What it all boils down to is – this is a story not about the new Spider-Man or about his adventures, but a very long build up to an eventual ego-fueled fall from grace, and the eventual return of Peter Parker to a life that he might not even recognize. All of it, the mind switch, the new style, the new use of his powers, the way he talks down to or demeans other characters… it all seems like it doesn’t belong in the Marvel Universe. Releasing him into the large scope of the MU turns the whole thing into folly – the fact that there are dozens of telepaths that know Spidey and would be able to tell that he isn’t right in the head kills any shred of my suspension of disbelief. More to the point, there are so many missed chances to grow the character into someone who I’d want to read about. A hero who is flawed deeply. One who is an ass, but with reason. Possibly without regret! That would be great too!
This would make a perfect original graphic novel. The arc, the characters, the way that its being represented – it cries out to be formed into a thick book, one that takes place away from the greater MU; one that gives the story room to breathe. Give it a sandbox, and let Spock kick over all the toys.
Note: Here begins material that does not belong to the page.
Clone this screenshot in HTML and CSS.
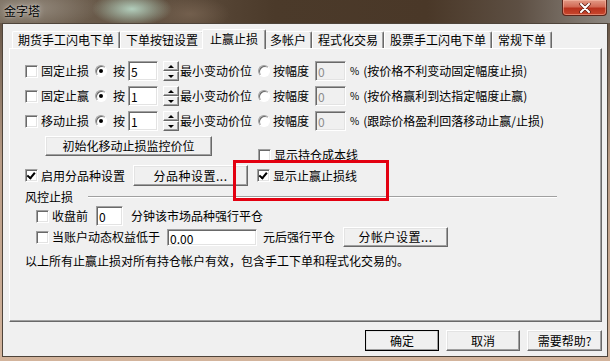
FILE: index.html
```html
<!DOCTYPE html>
<html>
<head>
    <meta charset="utf-8">
    <link rel="stylesheet" href="styles.css">
</head>
<body>
    <div class="window">
        <div class="titlebar">
            <span class="title">金字塔</span>
            <span class="close">
                <svg width="14" height="10" viewBox="0 0 14 10">
                    <path d="M3 1 L11 9 M11 1 L3 9" stroke="#5a1a10" stroke-width="3.4" stroke-linecap="round"/>
                    <path d="M3 1 L11 9 M11 1 L3 9" stroke="#fff" stroke-width="2" stroke-linecap="round"/>
                </svg>
            </span>
        </div>

        <div class="client">
            <div class="tab-strip">
                <div class="tab">期货手工闪电下单</div>
                <div class="tab">下单按钮设置</div>
                <div class="tab active">止赢止损</div>
                <div class="tab">多帐户</div>
                <div class="tab">程式化交易</div>
                <div class="tab">股票手工闪电下单</div>
                <div class="tab">常规下单</div>
            </div>

            <div class="panel">
                <div class="row">
                    <span class="check"></span>
                    <span class="label">固定止损</span>
                    <span class="radio on"></span>
                    <span>按</span>
                    <span class="input num">5</span>
                    <span class="spin"><span class="up"></span><span class="down"></span></span>
                    <span class="unit">最小变动价位</span>
                    <span class="radio second"></span>
                    <span>按幅度</span>
                    <span class="input pct disabled">0</span>
                    <span class="percent">%</span>
                    <span class="hint">(按价格不利变动固定幅度止损)</span>
                </div>
                <div class="row">
                    <span class="check"></span>
                    <span class="label">固定止赢</span>
                    <span class="radio on"></span>
                    <span>按</span>
                    <span class="input num">1</span>
                    <span class="spin"><span class="up"></span><span class="down"></span></span>
                    <span class="unit">最小变动价位</span>
                    <span class="radio second"></span>
                    <span>按幅度</span>
                    <span class="input pct disabled">0</span>
                    <span class="percent">%</span>
                    <span class="hint">(按价格赢利到达指定幅度止赢)</span>
                </div>
                <div class="row">
                    <span class="check"></span>
                    <span class="label">移动止损</span>
                    <span class="radio on"></span>
                    <span>按</span>
                    <span class="input num">1</span>
                    <span class="spin"><span class="up"></span><span class="down"></span></span>
                    <span class="unit">最小变动价位</span>
                    <span class="radio second"></span>
                    <span>按幅度</span>
                    <span class="input pct disabled">0</span>
                    <span class="percent">%</span>
                    <span class="hint">(跟踪价格盈利回落移动止赢/止损)</span>
                </div>

                <div class="row init">
                    <span class="btn init-btn">初始化移动止损监控价位</span>
                    <span class="option cost">
                        <span class="check"></span>
                        <span>显示持仓成本线</span>
                    </span>
                </div>

                <div class="row variety">
                    <span class="check on"></span>
                    <span class="label">启用分品种设置</span>
                    <span class="btn variety-btn">分品种设置...</span>
                    <span class="option lines">
                        <span class="check on"></span>
                        <span>显示止赢止损线</span>
                    </span>
                </div>

                <div class="group">
                    <span>风控止损</span>
                    <span class="rule"></span>
                </div>

                <div class="row risk">
                    <span class="check"></span>
                    <span class="label">收盘前</span>
                    <span class="input minutes">0</span>
                    <span class="after">分钟该市场品种强行平仓</span>
                </div>
                <div class="row risk last">
                    <span class="check"></span>
                    <span class="label">当账户动态权益低于</span>
                    <span class="input equity">0.00</span>
                    <span class="after-eq">元后强行平仓</span>
                    <span class="btn account-btn">分帐户设置...</span>
                </div>

                <p class="note">以上所有止赢止损对所有持仓帐户有效，包含手工下单和程式化交易的。</p>
            </div>

            <div class="actions">
                <span class="btn default">确定</span>
                <span class="btn">取消</span>
                <span class="btn help">需要帮助?</span>
            </div>
        </div>

        <div class="highlight"></div>
    </div>
</body>
</html>
```

FILE: styles.css
```css
* {
    margin: 0;
    padding: 0;
    box-sizing: border-box;
}

body {
    width: 610px;
    height: 361px;
    overflow: hidden;
    font-family: "Noto Sans CJK SC", "Noto Sans", sans-serif;
    font-size: 12px;
    line-height: 14px;
    color: #000;
}

.window {
    position: relative;
    width: 610px;
    height: 361px;
    background: linear-gradient(180deg, #5b4a3a 0, #7d6a5a 60px, #b99c86 160px, #d3b49c 100%);
}

/* title bar */

.titlebar {
    height: 23px;
    display: flex;
    justify-content: space-between;
    align-items: flex-start;
    background:
        radial-gradient(ellipse 40px 17px at 132px 9px, rgba(182, 212, 194, 0.95), rgba(182, 212, 194, 0) 100%),
        radial-gradient(ellipse 70px 22px at 30px 8px, rgba(150, 140, 128, 0.9), rgba(150, 140, 128, 0) 100%),
        radial-gradient(ellipse 40px 18px at 190px 14px, rgba(120, 100, 82, 0.8), rgba(120, 100, 82, 0) 100%),
        linear-gradient(90deg, #756858 0, #5f4e3e 28%, #4b3a2a 45%, #4a3828 70%, #5d4f43 85%, #8d8780 100%);
}

.title {
    padding: 4px 0 0 4px;
    text-shadow: 0 0 6px rgba(255, 255, 255, 0.7), 0 0 2px rgba(255, 255, 255, 0.5);
}

.close {
    width: 45px;
    height: 16px;
    margin-right: 3px;
    display: flex;
    align-items: center;
    justify-content: center;
    border: 1px solid #5c2419;
    border-top: 0;
    border-radius: 0 0 4px 4px;
    background: linear-gradient(180deg, #e29a86 0, #d26a55 45%, #b8321d 55%, #c8472e 100%);
    box-shadow: inset 0 0 0 1px rgba(255, 200, 180, 0.45);
}

/* client area */

.client {
    height: 334px;
    margin: 0 2px;
    border: 1px solid #4e443a;
    background: #f0f0f0;
    padding: 5px 5px 0 6px;
}

.tab-strip {
    display: flex;
    align-items: flex-end;
    height: 19px;
    padding-left: 3px;
    position: relative;
    z-index: 1;
}

.tab {
    height: 17px;
    padding: 0 5px;
    line-height: 16px;
    white-space: nowrap;
    background: #f0f0f0;
    border: 1px solid #fff;
    border-right-color: #696969;
    border-bottom: 0;
    border-radius: 2px 2px 0 0;
    box-shadow: inset -1px 0 #a0a0a0;
}

.tab.active {
    position: relative;
    height: 20px;
    margin: 0 -2px -1px;
    padding: 0 7px;
    line-height: 17px;
    z-index: 2;
}

.panel {
    height: 274px;
    border: 1px solid #fff;
    border-right-color: #696969;
    border-bottom-color: #696969;
    box-shadow: inset -1px -1px #a0a0a0;
    padding: 12px 0 0 15px;
}

/* rows */

.row {
    display: flex;
    align-items: center;
    height: 20px;
    margin-bottom: 5px;
    white-space: nowrap;
}

.label {
    margin-left: 3px;
}

.row > .radio {
    margin: 0 6px;
}

.row > .radio.second {
    margin: 0 3px 0 6px;
}

.input {
    height: 20px;
    padding: 2px 0 0 2px;
    background: #fff;
    border: 1px solid;
    border-color: #a0a0a0 #fff #fff #a0a0a0;
    box-shadow: inset 1px 1px #696969, inset -1px -1px #e3e3e3;
    line-height: 15px;
}

.input.disabled {
    background: #f0f0f0;
    color: #8c8c8c;
}

.num {
    width: 30px;
    margin-left: 3px;
}

.pct {
    width: 31px;
    margin-left: 6px;
}

.percent {
    margin-left: 4px;
    font-size: 10px;
}

.hint {
    margin-left: 4px;
}

.spin {
    width: 16px;
    height: 20px;
    margin-left: 5px;
    display: flex;
    flex-direction: column;
}

.spin span {
    flex: 1;
    display: flex;
    align-items: center;
    justify-content: center;
    background: #f0f0f0;
    border: 1px solid #fff;
    border-right-color: #696969;
    border-bottom-color: #696969;
    box-shadow: inset -1px -1px #a0a0a0;
}

.spin .up::before {
    content: "";
    border-left: 3px solid transparent;
    border-right: 3px solid transparent;
    border-bottom: 3px solid #000;
}

.spin .down::before {
    content: "";
    border-left: 3px solid transparent;
    border-right: 3px solid transparent;
    border-top: 3px solid #000;
}

.unit {
    margin-left: 1px;
}

/* classic controls */

.check {
    flex: none;
    width: 13px;
    height: 13px;
    background: #fff;
    border: 1px solid;
    border-color: #a0a0a0 #fff #fff #a0a0a0;
    box-shadow: inset 1px 1px #696969, inset -1px -1px #e3e3e3;
    position: relative;
}

.check.on::after {
    content: "";
    position: absolute;
    left: 2px;
    top: 1px;
    width: 3px;
    height: 6px;
    border: solid #000;
    border-width: 0 2px 2px 0;
    transform: rotate(40deg);
    transform-origin: 60% 60%;
}

.radio {
    flex: none;
    width: 12px;
    height: 12px;
    border-radius: 50%;
    background: #fff;
    border: 1px solid;
    border-color: #a0a0a0 #fff #fff #a0a0a0;
    box-shadow: inset 1px 1px #696969;
    display: flex;
    align-items: center;
    justify-content: center;
}

.radio.on::after {
    content: "";
    width: 4px;
    height: 4px;
    border-radius: 50%;
    background: #000;
}

.btn {
    display: flex;
    align-items: center;
    justify-content: center;
    height: 20px;
    background: #f0f0f0;
    border: 1px solid #fff;
    border-right-color: #696969;
    border-bottom-color: #696969;
    box-shadow: inset -1px -1px #a0a0a0, inset 1px 1px #e3e3e3;
    white-space: nowrap;
}

.option {
    display: flex;
    align-items: center;
    gap: 3px;
}

/* init row */

.row.init {
    height: 26px;
    align-items: flex-start;
    margin: 1px 0 3px;
}

.init-btn {
    width: 167px;
    margin-left: 20px;
}

.cost {
    margin: 12px 0 0 46px;
}

.row.variety {
    height: 21px;
    margin-bottom: 4px;
}

.variety-btn {
    width: 115px;
    height: 21px;
    margin-left: 8px;
    letter-spacing: 0.5px;
}

.lines {
    margin-left: 9px;
}

/* group separator */

.group {
    display: flex;
    align-items: center;
    height: 14px;
    margin-bottom: 2px;
}

.rule {
    width: 469px;
    margin-left: 15px;
    border-top: 1px solid #a0a0a0;
    border-bottom: 1px solid #fff;
}

/* risk rows */

.row.risk {
    padding-left: 11px;
    margin-bottom: 1px;
}

.minutes {
    width: 27px;
    margin-left: 8px;
}

.after {
    margin-left: 8px;
}

.equity {
    width: 90px;
    height: 17px;
    margin-left: 7px;
    padding-top: 1px;
}

.after-eq {
    margin-left: 6px;
}

.account-btn {
    width: 105px;
    margin-left: 8px;
    letter-spacing: 0.5px;
}

.note {
    margin-top: 6px;
    line-height: 16px;
}

/* dialog buttons */

.actions {
    display: flex;
    justify-content: flex-end;
    gap: 7px;
    margin-top: 8px;
}

.actions .btn {
    width: 74px;
    height: 21px;
}

.actions .btn.help {
    width: 75px;
}

.actions .btn.default {
    outline: 1px solid #000;
    outline-offset: -1px;
    border-color: #fff #404040 #404040 #fff;
}

/* annotation overlay */

.highlight {
    position: absolute;
    left: 233px;
    top: 160px;
    width: 156px;
    height: 41px;
    border: 3px solid #e30010;
}
```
Blow up part of Manhattan in his pursuit of a safer New York. I’d read that all day every day. But what we’re given is a rushed tale that feels more like Slott writing a really well polished fan-fiction; and the biggest thing I feel after reading the issues is a want to know more – to have a deeper understanding of what is really going on in this guy’s head.
The story isn’t done, not by a longshot. We’ve just seen Spidey attacking the Shadowland, and Kingpin of all people realizing that something truly isn’t right with the ol’web head. Pieces are falling into place. The final countdown has begun. Maybe by next January everyone will get what they want out of this series. The only thing I want now is something that finally grabs my attention, something that draws me in.
Give me something more than how crazy everything is, and I’ll be one happy Marvel Zombie.